» INSTRUCTIONS FOR THE TASK
Please print exactly the lines below, from the start of the material up to and including the line with "string; type: string;", but none of the pictures.
— BEGIN —
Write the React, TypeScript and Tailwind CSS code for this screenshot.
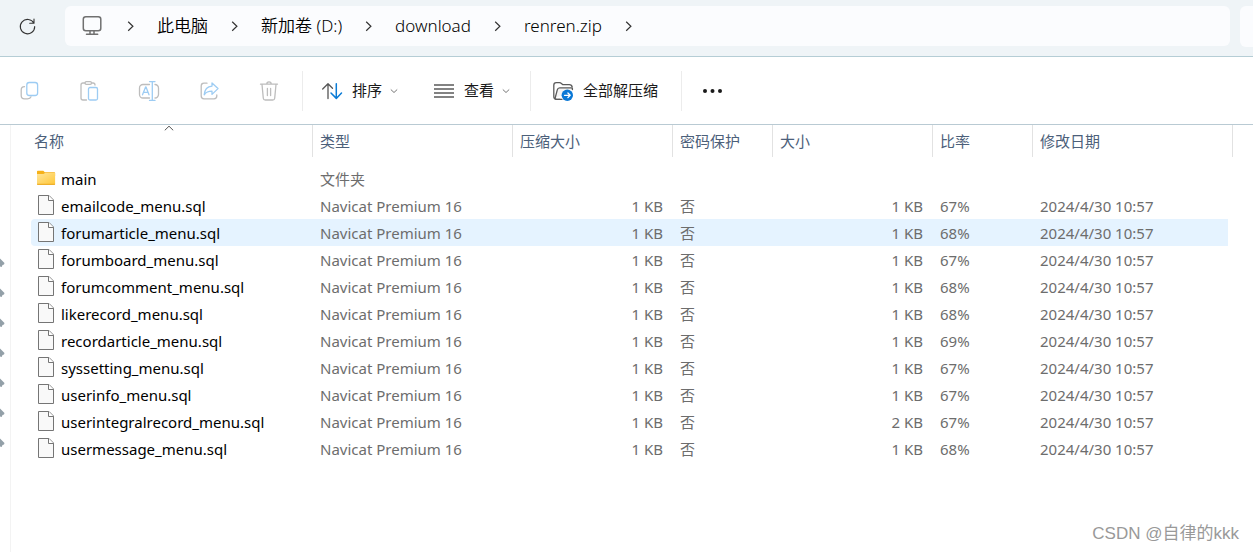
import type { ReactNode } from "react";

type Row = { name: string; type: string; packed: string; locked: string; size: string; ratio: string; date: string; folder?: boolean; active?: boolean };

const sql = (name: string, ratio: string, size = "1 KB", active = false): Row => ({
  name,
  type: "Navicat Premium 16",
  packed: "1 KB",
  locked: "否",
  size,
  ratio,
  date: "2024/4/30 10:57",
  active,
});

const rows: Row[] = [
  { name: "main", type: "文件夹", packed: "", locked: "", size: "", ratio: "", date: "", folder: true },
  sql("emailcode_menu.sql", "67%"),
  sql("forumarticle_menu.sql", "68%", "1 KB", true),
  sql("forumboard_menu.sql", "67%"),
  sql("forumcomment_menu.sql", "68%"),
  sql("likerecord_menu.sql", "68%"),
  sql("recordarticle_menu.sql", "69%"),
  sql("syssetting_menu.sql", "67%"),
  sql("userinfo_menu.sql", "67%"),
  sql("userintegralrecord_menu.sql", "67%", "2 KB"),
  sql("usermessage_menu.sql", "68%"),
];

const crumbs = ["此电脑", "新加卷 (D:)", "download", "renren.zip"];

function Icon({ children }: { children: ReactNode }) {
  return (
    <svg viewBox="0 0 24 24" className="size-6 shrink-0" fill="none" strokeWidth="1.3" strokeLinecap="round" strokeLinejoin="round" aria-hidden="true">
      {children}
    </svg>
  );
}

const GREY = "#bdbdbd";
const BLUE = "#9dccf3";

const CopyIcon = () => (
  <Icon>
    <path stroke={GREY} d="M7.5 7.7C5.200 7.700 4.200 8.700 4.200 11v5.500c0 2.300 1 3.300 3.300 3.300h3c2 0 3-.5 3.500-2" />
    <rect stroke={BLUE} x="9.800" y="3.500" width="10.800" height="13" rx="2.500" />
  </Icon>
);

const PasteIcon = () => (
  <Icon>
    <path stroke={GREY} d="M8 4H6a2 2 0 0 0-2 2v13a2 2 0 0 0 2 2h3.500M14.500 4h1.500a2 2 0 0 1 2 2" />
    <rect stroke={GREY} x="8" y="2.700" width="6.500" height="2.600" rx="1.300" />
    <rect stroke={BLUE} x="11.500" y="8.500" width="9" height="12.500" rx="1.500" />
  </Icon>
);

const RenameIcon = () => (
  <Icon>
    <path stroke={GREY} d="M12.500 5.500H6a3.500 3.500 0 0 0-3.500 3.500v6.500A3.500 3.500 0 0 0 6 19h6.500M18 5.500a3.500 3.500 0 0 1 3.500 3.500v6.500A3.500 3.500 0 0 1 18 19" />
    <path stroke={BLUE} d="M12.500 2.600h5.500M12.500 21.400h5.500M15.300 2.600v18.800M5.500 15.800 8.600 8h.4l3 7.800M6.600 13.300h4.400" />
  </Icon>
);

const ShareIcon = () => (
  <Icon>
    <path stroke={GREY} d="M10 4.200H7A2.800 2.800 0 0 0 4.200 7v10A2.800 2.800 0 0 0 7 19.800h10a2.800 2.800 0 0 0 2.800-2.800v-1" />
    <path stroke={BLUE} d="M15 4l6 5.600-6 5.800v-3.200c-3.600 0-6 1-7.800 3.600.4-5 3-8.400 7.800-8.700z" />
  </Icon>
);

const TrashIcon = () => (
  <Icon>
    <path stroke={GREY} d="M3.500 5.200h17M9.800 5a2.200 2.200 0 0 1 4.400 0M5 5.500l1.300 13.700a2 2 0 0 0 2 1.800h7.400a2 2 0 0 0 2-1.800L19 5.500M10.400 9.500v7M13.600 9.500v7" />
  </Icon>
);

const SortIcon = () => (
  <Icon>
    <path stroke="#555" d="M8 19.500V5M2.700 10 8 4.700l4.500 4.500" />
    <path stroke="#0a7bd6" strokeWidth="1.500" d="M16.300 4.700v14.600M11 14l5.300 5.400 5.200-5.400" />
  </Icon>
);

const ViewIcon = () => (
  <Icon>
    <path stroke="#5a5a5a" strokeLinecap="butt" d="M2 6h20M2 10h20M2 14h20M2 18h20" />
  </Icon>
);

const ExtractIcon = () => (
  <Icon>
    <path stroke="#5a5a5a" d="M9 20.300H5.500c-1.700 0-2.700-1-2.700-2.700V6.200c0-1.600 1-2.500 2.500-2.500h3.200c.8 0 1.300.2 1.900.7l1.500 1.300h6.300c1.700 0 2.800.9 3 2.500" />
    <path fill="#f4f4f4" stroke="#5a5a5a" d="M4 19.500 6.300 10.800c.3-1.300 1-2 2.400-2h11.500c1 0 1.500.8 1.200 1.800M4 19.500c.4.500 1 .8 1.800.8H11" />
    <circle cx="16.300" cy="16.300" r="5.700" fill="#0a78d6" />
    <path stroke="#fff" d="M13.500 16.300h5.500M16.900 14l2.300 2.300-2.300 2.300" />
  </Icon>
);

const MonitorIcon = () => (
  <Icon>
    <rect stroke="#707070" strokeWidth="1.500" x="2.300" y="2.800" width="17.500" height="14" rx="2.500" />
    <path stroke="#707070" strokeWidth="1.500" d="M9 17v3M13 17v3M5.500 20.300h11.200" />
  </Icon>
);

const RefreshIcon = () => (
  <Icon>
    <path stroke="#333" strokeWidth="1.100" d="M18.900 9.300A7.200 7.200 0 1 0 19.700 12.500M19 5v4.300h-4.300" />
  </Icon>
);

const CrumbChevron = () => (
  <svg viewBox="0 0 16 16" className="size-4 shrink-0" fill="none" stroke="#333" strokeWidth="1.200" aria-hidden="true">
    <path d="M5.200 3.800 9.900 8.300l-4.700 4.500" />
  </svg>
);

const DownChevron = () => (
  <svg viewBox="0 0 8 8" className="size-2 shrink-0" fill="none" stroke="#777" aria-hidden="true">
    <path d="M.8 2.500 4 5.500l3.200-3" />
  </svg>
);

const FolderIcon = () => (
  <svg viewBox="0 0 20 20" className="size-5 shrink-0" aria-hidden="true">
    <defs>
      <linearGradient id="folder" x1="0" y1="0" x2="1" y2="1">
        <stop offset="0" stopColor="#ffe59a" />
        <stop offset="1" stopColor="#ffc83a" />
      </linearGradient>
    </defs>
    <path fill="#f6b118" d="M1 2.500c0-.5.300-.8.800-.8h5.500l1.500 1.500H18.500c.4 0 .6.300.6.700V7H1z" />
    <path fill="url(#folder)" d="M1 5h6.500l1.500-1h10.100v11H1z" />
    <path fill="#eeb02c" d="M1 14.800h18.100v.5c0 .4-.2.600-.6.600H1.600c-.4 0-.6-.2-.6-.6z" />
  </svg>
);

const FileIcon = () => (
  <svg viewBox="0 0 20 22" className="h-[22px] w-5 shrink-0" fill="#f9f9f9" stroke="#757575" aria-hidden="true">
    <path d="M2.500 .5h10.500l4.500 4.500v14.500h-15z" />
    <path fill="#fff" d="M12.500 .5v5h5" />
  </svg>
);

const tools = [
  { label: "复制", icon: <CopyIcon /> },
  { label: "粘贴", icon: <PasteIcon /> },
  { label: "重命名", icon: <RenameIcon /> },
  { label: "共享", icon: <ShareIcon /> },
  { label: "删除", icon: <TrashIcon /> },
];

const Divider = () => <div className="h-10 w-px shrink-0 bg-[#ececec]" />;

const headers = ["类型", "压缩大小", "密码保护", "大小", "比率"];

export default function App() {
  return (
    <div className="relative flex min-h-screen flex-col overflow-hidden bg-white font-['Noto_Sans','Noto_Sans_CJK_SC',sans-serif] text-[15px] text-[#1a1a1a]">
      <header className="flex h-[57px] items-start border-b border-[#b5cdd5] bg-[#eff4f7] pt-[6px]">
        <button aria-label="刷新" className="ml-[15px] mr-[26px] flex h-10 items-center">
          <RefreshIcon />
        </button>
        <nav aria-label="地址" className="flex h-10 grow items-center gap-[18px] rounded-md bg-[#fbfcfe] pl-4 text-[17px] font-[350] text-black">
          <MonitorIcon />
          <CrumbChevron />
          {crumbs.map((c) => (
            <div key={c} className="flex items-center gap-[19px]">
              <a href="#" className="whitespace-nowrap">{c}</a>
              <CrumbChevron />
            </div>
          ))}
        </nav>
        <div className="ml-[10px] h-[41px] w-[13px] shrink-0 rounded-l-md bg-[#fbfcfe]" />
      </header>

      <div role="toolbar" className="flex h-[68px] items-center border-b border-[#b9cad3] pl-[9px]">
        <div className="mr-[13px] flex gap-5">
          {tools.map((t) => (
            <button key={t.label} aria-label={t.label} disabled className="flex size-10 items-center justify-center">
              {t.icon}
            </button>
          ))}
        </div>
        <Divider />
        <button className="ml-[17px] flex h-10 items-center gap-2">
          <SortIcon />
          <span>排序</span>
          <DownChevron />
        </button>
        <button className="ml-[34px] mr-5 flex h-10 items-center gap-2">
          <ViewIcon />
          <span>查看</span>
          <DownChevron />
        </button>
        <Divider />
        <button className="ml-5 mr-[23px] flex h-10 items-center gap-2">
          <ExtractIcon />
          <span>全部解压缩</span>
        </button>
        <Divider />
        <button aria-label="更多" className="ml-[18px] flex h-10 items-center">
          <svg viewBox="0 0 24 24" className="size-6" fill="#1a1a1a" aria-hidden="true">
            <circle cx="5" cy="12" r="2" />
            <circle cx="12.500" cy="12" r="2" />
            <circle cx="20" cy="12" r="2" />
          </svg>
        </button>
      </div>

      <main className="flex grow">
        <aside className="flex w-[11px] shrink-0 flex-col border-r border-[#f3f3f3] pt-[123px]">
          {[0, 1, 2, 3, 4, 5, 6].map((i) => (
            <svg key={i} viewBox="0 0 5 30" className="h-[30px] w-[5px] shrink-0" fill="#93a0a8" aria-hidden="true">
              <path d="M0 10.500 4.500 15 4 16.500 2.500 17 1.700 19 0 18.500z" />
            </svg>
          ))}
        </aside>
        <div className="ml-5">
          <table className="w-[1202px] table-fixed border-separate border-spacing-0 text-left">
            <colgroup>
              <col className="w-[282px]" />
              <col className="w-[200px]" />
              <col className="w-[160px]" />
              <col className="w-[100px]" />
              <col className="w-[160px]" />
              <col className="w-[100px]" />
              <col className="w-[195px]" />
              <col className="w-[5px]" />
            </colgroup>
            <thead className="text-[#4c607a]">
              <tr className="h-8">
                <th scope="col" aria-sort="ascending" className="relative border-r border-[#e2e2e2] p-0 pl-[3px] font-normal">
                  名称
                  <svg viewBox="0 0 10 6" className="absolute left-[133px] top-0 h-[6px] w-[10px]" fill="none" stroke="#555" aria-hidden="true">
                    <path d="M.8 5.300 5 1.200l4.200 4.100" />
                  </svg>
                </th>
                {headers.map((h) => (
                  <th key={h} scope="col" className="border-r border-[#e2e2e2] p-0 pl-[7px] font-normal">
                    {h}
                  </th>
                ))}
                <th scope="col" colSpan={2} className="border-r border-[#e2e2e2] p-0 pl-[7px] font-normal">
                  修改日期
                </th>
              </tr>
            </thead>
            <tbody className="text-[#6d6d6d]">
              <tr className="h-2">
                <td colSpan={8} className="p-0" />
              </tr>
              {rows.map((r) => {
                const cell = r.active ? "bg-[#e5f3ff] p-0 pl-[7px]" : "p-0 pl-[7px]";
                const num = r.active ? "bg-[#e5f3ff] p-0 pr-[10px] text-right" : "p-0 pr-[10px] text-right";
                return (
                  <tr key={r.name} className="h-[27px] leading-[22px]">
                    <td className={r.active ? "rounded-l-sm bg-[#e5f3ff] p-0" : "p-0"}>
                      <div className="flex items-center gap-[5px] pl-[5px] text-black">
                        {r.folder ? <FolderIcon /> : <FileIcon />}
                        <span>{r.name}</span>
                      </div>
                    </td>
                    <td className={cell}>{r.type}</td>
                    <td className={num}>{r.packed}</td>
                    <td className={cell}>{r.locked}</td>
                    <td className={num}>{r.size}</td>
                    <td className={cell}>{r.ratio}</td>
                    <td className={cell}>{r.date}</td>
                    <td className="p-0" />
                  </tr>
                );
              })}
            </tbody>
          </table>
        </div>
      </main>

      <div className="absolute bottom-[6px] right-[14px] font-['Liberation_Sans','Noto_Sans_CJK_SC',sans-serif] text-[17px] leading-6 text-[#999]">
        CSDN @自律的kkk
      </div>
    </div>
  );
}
— END —
» SOLUTION TO THE PROBLEM
Write the React, TypeScript and Tailwind CSS code for this screenshot.
import type { ReactNode } from "react";

type Row = { name: string; type: string; packed: string; locked: string; size: string; ratio: string; date: string; folder?: boolean; active?: boolean };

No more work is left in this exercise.